MSCI tracks shipping days of supply for flat-rolled products. Most people see the number and move on. Here is what it actually tells you.

March 3, 20269 min read
MSCI Data Deep Dive: What Shipping Days of Supply Tells Us About the Market

MSCI reported 58.5 shipping days of supply for flat-rolled carbon steel products in January 2026. Most people in the industry see this number in the monthly report, note whether it went up or down, and move on. That is a missed opportunity. The metric, properly understood, informs purchasing decisions, pricing strategy, and inventory management at the individual service center level.

What the Metric Actually Measures

Shipping days of supply divides the total inventory held by MSCI-reporting service centers by the average daily shipment rate. If the industry holds 6 million tons and ships an average of 100,000 tons per day, the shipping days of supply is 60.

The number captures a balance between supply (what is in warehouses) and demand (what is shipping out). A rising number means inventory is growing faster than shipments, either because purchasing outpaced demand or because demand slowed. A declining number means inventory is being consumed faster than it is replenished.

The 10-year average for flat-rolled carbon is approximately 60 to 65 shipping days. Numbers below 55 indicate tight supply conditions (bullish for pricing). Numbers above 70 indicate excess supply (bearish for pricing). The January 2026 reading of 58.5 suggests supply conditions are moderately tight, below the historical average but not at levels that trigger aggressive price increases.

How to Interpret Changes Over Time

The direction of the metric matters more than the absolute level. Three consecutive months of declining shipping days of supply signals that demand is outstripping supply replenishment. This typically precedes price increases as service centers compete for available material and mills gain pricing leverage.

Three consecutive months of rising shipping days of supply signals the opposite: inventory is building, demand is softening or stable while purchasing continues, and pricing pressure is likely to ease.

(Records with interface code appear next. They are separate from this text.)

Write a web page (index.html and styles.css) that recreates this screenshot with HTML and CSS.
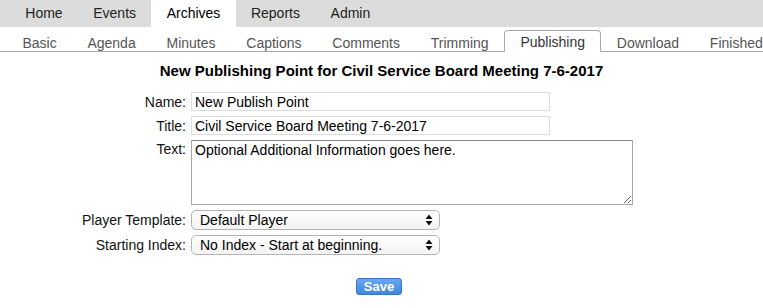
FILE: index.html
```html
<!DOCTYPE html>
<html lang="en">
<head>
  <meta charset="UTF-8" />
  <title>Archives - Publishing</title>
  <link rel="stylesheet" href="styles.css">
</head>
<body>

  <!-- main navigation -->
  <div class="topnav">
    <a href="#">Home</a>
    <a href="#">Events</a>
    <a href="#" class="active">Archives</a>
    <a href="#">Reports</a>
    <a href="#">Admin</a>
  </div>

  <!-- archive sub tabs -->
  <div class="subnav">
    <a href="#">Basic</a>
    <a href="#">Agenda</a>
    <a href="#">Minutes</a>
    <a href="#">Captions</a>
    <a href="#">Comments</a>
    <a href="#">Trimming</a>
    <a href="#" class="active">Publishing</a>
    <a href="#">Download</a>
    <a href="#">Finished</a>
  </div>

  <h1>New Publishing Point for Civil Service Board Meeting 7-6-2017</h1>

  <form class="pubform">
    <label for="name">Name:</label>
    <input type="text" id="name" class="field" value="New Publish Point" />

    <label for="title">Title:</label>
    <input type="text" id="title" class="field" value="Civil Service Board Meeting 7-6-2017" />

    <label for="text" class="top">Text:</label>
    <textarea id="text">Optional Additional Information goes here.</textarea>

    <label for="player">Player Template:</label>
    <div class="selectwrap">
      <select id="player">
        <option>Default Player</option>
      </select>
      <svg class="arrows" width="8" height="12" viewBox="0 0 8 12"><path d="M4 0.5 L7.5 5 L0.5 5 Z M4 11.5 L7.5 7 L0.5 7 Z" fill="#111"/></svg>
    </div>

    <label for="index">Starting Index:</label>
    <div class="selectwrap">
      <select id="index">
        <option>No Index - Start at beginning.</option>
      </select>
      <svg class="arrows" width="8" height="12" viewBox="0 0 8 12"><path d="M4 0.5 L7.5 5 L0.5 5 Z M4 11.5 L7.5 7 L0.5 7 Z" fill="#111"/></svg>
    </div>
  </form>

  <div class="actions">
    <button type="button">Save</button>
  </div>

</body>
</html>
```

FILE: styles.css
```css
body {
  margin: 0;
  font-family: 'Liberation Sans', Arial, sans-serif;
  font-size: 14px;
  color: #000;
  background: #fff;
}

a { text-decoration: none; }

.topnav {
  display: flex;
  background: #dcdcdc;
  height: 27px;
  padding-left: 10px;
}

.topnav a {
  padding: 0 15.3px;
  line-height: 27px;
  color: #222;
}

.topnav a.active {
  background: #fff;
  color: #000;
}

.subnav {
  display: flex;
  height: 24px;
  padding-left: 7px;
  border-bottom: 1px solid #a8a8a8;
  align-items: flex-end;
}

.subnav a {
  padding: 0 15.4px;
  line-height: 22px;
  height: 20px;
  color: #555;
  margin-bottom: -1px;
}

.subnav a.active {
  height: 20px;
  border: 1px solid #a8a8a8;
  border-bottom: 1px solid #fff;
  border-radius: 4px 4px 0 0;
  color: #333;
  background: #fff;
}

h1 {
  font-size: 15px;
  font-weight: bold;
  text-align: center;
  margin: 10px 0 13px;
}

.pubform {
  display: grid;
  grid-template-columns: 178px auto;
  column-gap: 5px;
  row-gap: 5px;
  padding-left: 8px;
  align-items: center;
  justify-items: start;
}

.pubform label {
  justify-self: end;
  color: #111;
}

.pubform label.top {
  align-self: start;
  padding-top: 1px;
}

.field {
  width: 359px;
  height: 19px;
  box-sizing: border-box;
  border: 1px solid #dedede;
  padding: 0 3px;
  font-family: inherit;
  font-size: 14px;
  color: #000;
}

textarea {
  width: 442px;
  height: 65px;
  box-sizing: border-box;
  border: 1px solid #a6a6a6;
  border-top-color: #8a8a8a;
  padding: 1px 3px;
  font-family: inherit;
  font-size: 14px;
  resize: both;
}

.selectwrap {
  position: relative;
}

select {
  -webkit-appearance: none;
  appearance: none;
  width: 249px;
  height: 20px;
  border: 1px solid #b5b5b5;
  border-radius: 5px;
  background: linear-gradient(#ffffff, #f3f3f3);
  padding: 0 0 0 8px;
  font-family: inherit;
  font-size: 14px;
  color: #000;
  display: block;
}

.arrows {
  position: absolute;
  right: 7px;
  top: 4px;
  pointer-events: none;
}

.actions {
  text-align: center;
  margin-top: 23px;
}

button {
  width: 46px;
  height: 17px;
  padding: 0;
  border: 1px solid #3b73c4;
  border-radius: 3px;
  background: linear-gradient(#6aa8ee, #3f86e0);
  color: #fff;
  font-family: inherit;
  font-size: 13px;
  font-weight: bold;
  line-height: 15px;
  margin-left: -5px;
}
```
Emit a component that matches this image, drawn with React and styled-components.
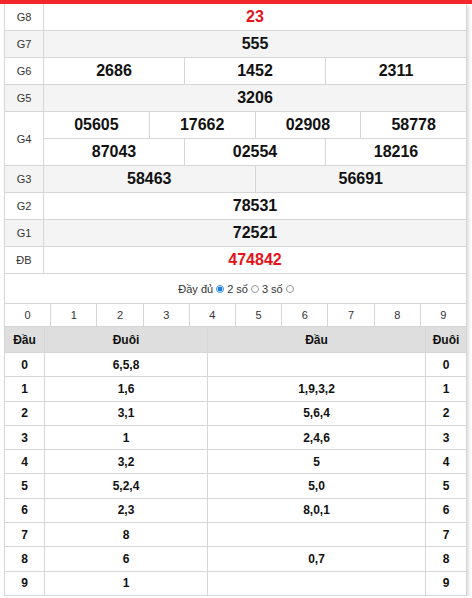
import React from 'react';
import styled, { createGlobalStyle } from 'styled-components';

const GlobalStyle = createGlobalStyle`
  html, body { margin: 0; padding: 0; background: #fff; }
  body { font-family: "Liberation Sans", Arial, sans-serif; color: #222; }
`;

const TopBar = styled.div` height: 4px; background: #f3262d; `;

const Box = styled.div`
  box-sizing: border-box; width: 463px; margin-left: 4px;
  border-left: 1px solid #d6d6d6; border-right: 1px solid #d6d6d6;
  box-shadow: 2px 2px 3px rgba(0, 0, 0, 0.13);
`;

const PrizeRow = styled.div`
  display: grid; grid-template-columns: 39px 1fr;
  background: ${({ $alt }) => ($alt ? '#f4f4f4' : '#fff')};
  border-bottom: 1px solid #d6d6d6;
`;

const Label = styled.div`
  display: flex; align-items: center; justify-content: center;
  border-right: 1px solid #d6d6d6; font-size: 11px; color: #333;
`;

const Values = styled.div` display: flex; flex-direction: column; `;

const ValueLine = styled.div`
  display: flex; height: 26px;
  & + & { border-top: 1px solid #d6d6d6; }
`;

const Num = styled.div`
  flex: 1; display: flex; align-items: center; justify-content: center;
  font-size: 16px; font-weight: 700; color: ${({ $red }) => ($red ? '#e5131b' : '#111')};
  & + & { border-left: 1px solid #d6d6d6; }
`;

const Options = styled.div`
  height: 29px; display: flex; align-items: center; justify-content: center;
  gap: 2px; font-size: 11px; color: #333; padding-left: 2px;
`;

const Radio = styled.span`
  box-sizing: border-box; display: inline-block; width: 8px; height: 8px; border-radius: 50%;
  border: 1px solid ${({ $on }) => ($on ? '#3b8ee6' : '#9a9a9a')};
  background: ${({ $on }) => ($on ? 'radial-gradient(circle, #1f7fe0 0 2.3px, #fff 2.6px)' : '#fff')};
  margin: 0 1px;
`;

const DigitRow = styled.div`
  display: flex; border-top: 1px solid #d6d6d6; border-bottom: 1px solid #d6d6d6;
`;

const Digit = styled.div`
  flex: 1; height: 22px; display: flex; align-items: center; justify-content: center;
  font-size: 11px; color: #333;
  & + & { border-left: 1px solid #d6d6d6; }
`;

const StatRow = styled.div`
  display: grid; grid-template-columns: 39px 163px 218px 1fr;
  border-bottom: 1px solid #d6d6d6;
  background: ${({ $head }) => ($head ? '#dedede' : '#fff')};
  height: ${({ $head }) => ($head ? '25px' : '23.3px')};
`;

const StatCell = styled.div`
  display: flex; align-items: center; justify-content: center;
  font-size: 12px; font-weight: 700; color: #111;
  & + & { border-left: 1px solid #d6d6d6; }
`;

const prizes = [
  { label: 'G8', lines: [['23']], red: true },
  { label: 'G7', lines: [['555']] },
  { label: 'G6', lines: [['2686', '1452', '2311']] },
  { label: 'G5', lines: [['3206']] },
  { label: 'G4', lines: [['05605', '17662', '02908', '58778'], ['87043', '02554', '18216']] },
  { label: 'G3', lines: [['58463', '56691']] },
  { label: 'G2', lines: [['78531']] },
  { label: 'G1', lines: [['72521']] },
  { label: 'ĐB', lines: [['474842']], red: true },
];

const stats = [
  ['0', '6,5,8', '', '0'],
  ['1', '1,6', '1,9,3,2', '1'],
  ['2', '3,1', '5,6,4', '2'],
  ['3', '1', '2,4,6', '3'],
  ['4', '3,2', '5', '4'],
  ['5', '5,2,4', '5,0', '5'],
  ['6', '2,3', '8,0,1', '6'],
  ['7', '8', '', '7'],
  ['8', '6', '0,7', '8'],
  ['9', '1', '', '9'],
];

export default function App() {
  return (
    <>
      <GlobalStyle />
      <TopBar />
      <Box>
        {prizes.map((p, i) => (
          <PrizeRow key={p.label} $alt={i % 2 === 1}>
            <Label>{p.label}</Label>
            <Values>
              {p.lines.map((line, j) => (
                <ValueLine key={j}>
                  {line.map((n) => <Num key={n} $red={p.red}>{n}</Num>)}
                </ValueLine>
              ))}
            </Values>
          </PrizeRow>
        ))}

        <Options>
          Đầy đủ <Radio $on /> 2 số <Radio /> 3 số <Radio />
        </Options>

        <DigitRow>
          {Array.from({ length: 10 }, (_, i) => <Digit key={i}>{i}</Digit>)}
        </DigitRow>

        <StatRow $head>
          <StatCell>Đầu</StatCell>
          <StatCell>Đuôi</StatCell>
          <StatCell>Đầu</StatCell>
          <StatCell>Đuôi</StatCell>
        </StatRow>
        {stats.map((r) => (
          <StatRow key={r[0]}>
            {r.map((c, k) => <StatCell key={k}>{c}</StatCell>)}
          </StatRow>
        ))}
      </Box>
    </>
  );
}
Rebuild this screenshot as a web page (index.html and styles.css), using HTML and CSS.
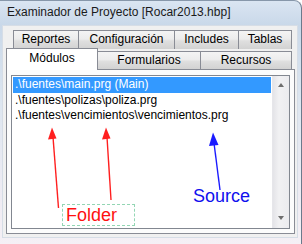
FILE: index.html
```html
<!DOCTYPE html>
<html>
<head>
<meta charset="utf-8">
<link rel="stylesheet" href="styles.css">
</head>
<body>
<div class="window">
  <div class="titlebar">Examinador de Proyecto [Rocar2013.hbp]</div>
  <div class="client">
    <div class="tabctl">
      <div class="tabrow row1">
        <div class="tab t-rep">Reportes</div>
        <div class="tab t-conf">Configuración</div>
        <div class="tab t-inc">Includes</div>
        <div class="tab t-tab">Tablas</div>
      </div>
      <div class="tabrow row2">
        <div class="tab t-mod selected">Módulos</div>
        <div class="tab t-form">Formularios</div>
        <div class="tab t-rec">Recursos</div>
      </div>
      <div class="panel">
        <div class="listbox">
          <div class="items">
            <div class="item sel">.\fuentes\main.prg (Main)</div>
            <div class="item">.\fuentes\polizas\poliza.prg</div>
            <div class="item">.\fuentes\vencimientos\vencimientos.prg</div>
          </div>
          <div class="scrollbar">
            <span class="arrow up"></span>
            <span class="arrow down"></span>
          </div>
        </div>
      </div>
    </div>
  </div>
  <svg class="annot" width="302" height="244" viewBox="0 0 302 244">
    <g stroke="#ff1f1f" stroke-width="1.4" fill="none">
      <line x1="53" y1="136" x2="58.5" y2="207"/>
      <line x1="107" y1="136" x2="111" y2="199"/>
    </g>
    <g fill="#ff1f1f">
      <polygon points="52,126.5 48,138.5 56.5,137.5"/>
      <polygon points="106,126.5 102,138.5 110.5,137.5"/>
    </g>
    <line x1="214" y1="142" x2="220" y2="189" stroke="#1a1aff" stroke-width="1.4"/>
    <polygon points="213,131.5 209,145 218.5,144" fill="#1a1aff"/>
  </svg>
  <div class="label folder">Folder</div>
  <div class="label source">Source</div>
</div>
</body>
</html>
```
FILE: styles.css
```css
html, body {
  margin: 0;
  padding: 0;
  background: #ffffff;
}
.window {
  position: relative;
  width: 302px;
  height: 244px;
  box-sizing: border-box;
  border-right: 1px solid #6b7a8c;
  border-top: 1px solid #8797aa;
  border-radius: 0 8px 0 0;
  background: linear-gradient(to bottom, #dae5f2 0px, #c9d8e9 24px, #dde6f0 100px, #efecf3 200px, #f5f0f5 244px);
  padding: 0 3px 6px 2px;
  display: flex;
  flex-direction: column;
  font-family: "Liberation Sans", Arial, sans-serif;
  font-size: 12px;
  color: #000;
  overflow: hidden;
}
.titlebar {
  height: 24px;
  line-height: 16px;
  padding: 3px 0 0 5px;
  box-sizing: border-box;
  font-size: 12px;
  color: #1a1a1a;
  white-space: nowrap;
}
.client {
  flex: 1;
  background: #f0f0f0;
  border: 1px solid #d6dde6;
  box-sizing: border-box;
  padding: 4px 0 0 3px;
}
.tabctl {
  display: flex;
  flex-direction: column;
  width: 289px;
}
.tabrow {
  display: flex;
  align-items: flex-end;
}
.row1 {
  height: 19px;
  padding-left: 7px;
}
.row2 {
  height: 18px;
  margin-top: 2px;
}
.tab {
  box-sizing: border-box;
  height: 100%;
  border: 1px solid #898c95;
  border-bottom: none;
  background: linear-gradient(to bottom, #f4f4f4 0%, #ececec 45%, #dfdfdf 55%, #d2d2d2 100%);
  text-align: center;
  line-height: 17px;
  white-space: nowrap;
  margin-left: -1px;
}
.tab:first-child { margin-left: 0; }
.t-rep { width: 66px; }
.t-conf { width: 97px; }
.t-inc { width: 65px; }
.t-tab { width: 54px; }
.t-mod { width: 92px; }
.t-form { width: 104px; }
.t-rec { width: 92px; }
.tab.selected {
  height: 22px;
  margin-bottom: -1px;
  position: relative;
  z-index: 2;
  background: #ffffff;
  line-height: 18px;
}
.panel {
  height: 165px;
  box-sizing: border-box;
  border: 1px solid #898c95;
  background: #fcfcfc;
  padding: 5px 4px 4px 4px;
}
.listbox {
  height: 100%;
  box-sizing: border-box;
  border: 1px solid #828790;
  background: #ffffff;
  display: flex;
}
.items {
  flex: 1;
  padding: 1px 1px;
}
.item {
  height: 15.5px;
  line-height: 15px;
  padding-left: 2px;
  white-space: nowrap;
  color: #000;
}
.item.sel {
  background: #3399ff;
  color: #ffffff;
}
.scrollbar {
  width: 17px;
  box-sizing: border-box;
  border-left: 1px solid #e6e6ea;
  border-right: 1px solid #ebebee;
  background: linear-gradient(to right, #e4e4e8 0%, #f1f1f3 40%, #ececef 100%);
  display: flex;
  flex-direction: column;
  justify-content: space-between;
  align-items: center;
  padding: 7px 0 8px 0;
}
.arrow {
  width: 0;
  height: 0;
  border-left: 3.5px solid transparent;
  border-right: 3.5px solid transparent;
}
.arrow.up { border-bottom: 4px solid #6e6e6e; }
.arrow.down { border-top: 4px solid #6e6e6e; }
.annot {
  position: absolute;
  left: 0;
  top: 0;
}
.label {
  position: absolute;
  font-family: "Liberation Sans", Arial, sans-serif;
  font-size: 18px;
  line-height: 20px;
  white-space: nowrap;
}
.folder {
  left: 62px;
  top: 203px;
  width: 73px;
  height: 22px;
  box-sizing: border-box;
  border: 1px dashed #93d6b4;
  color: #ff1010;
  padding-left: 3px;
  line-height: 21px;
}
.source {
  left: 193px;
  top: 185px;
  color: #1010ee;
}
```
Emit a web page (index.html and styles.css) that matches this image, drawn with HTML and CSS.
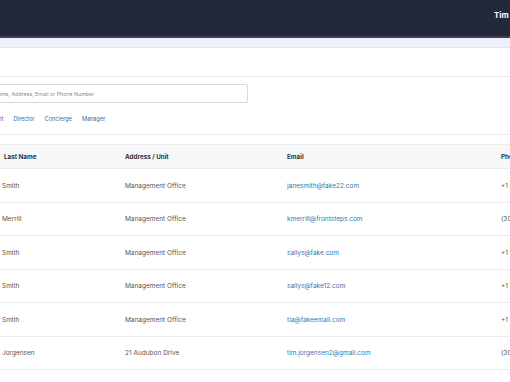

This is the environment where service centers with excess inventory face margin compression.

The rate of change also matters. A 2-day move from 60 to 58 over two months is a gentle tightening. A 5-day move from 60 to 55 in one month signals a sharp shift that may drive rapid price increases. The speed of the change determines how quickly your pricing strategy needs to adjust.

Connecting Macro Data to Micro Decisions

A warehouse manager at a service center in Memphis does not control national supply conditions. But national supply conditions affect the decisions they make every day.

When shipping days of supply are below 55 and declining, the signal is clear: buy now. Lead times from mills will extend, prices will rise, and the material you buy today at current prices will be worth more by the time you sell it. This is the environment where carrying extra inventory is rewarded.

When shipping days of supply are above 65 and rising, the signal reverses: buy cautiously. Material is available, competition for inventory is low, and prices are likely to soften. Carrying excess inventory in this environment means watching its value decline while it sits in the warehouse. This is the time for lean purchasing and faster inventory turns.

When the metric is in the 58 to 64 range and stable, conditions are balanced. Normal purchasing patterns apply. Focus on maintaining target inventory levels without overextending.

Product-Level Variation

MSCI reports shipping days of supply for different product categories: flat-rolled carbon, stainless and aluminum, long products (bar, structural, plate), and pipe and tube. These categories can move in different directions simultaneously.

In early 2026, flat-rolled carbon supply was moderately tight (58.5 days) while plate supply was more balanced (63 days) and stainless supply was tighter (52 days). A service center carrying all three product types needs to adjust purchasing strategy by category, not apply a blanket approach based on the headline number.

Using the Data Competitively

The service centers that use MSCI data most effectively do three things.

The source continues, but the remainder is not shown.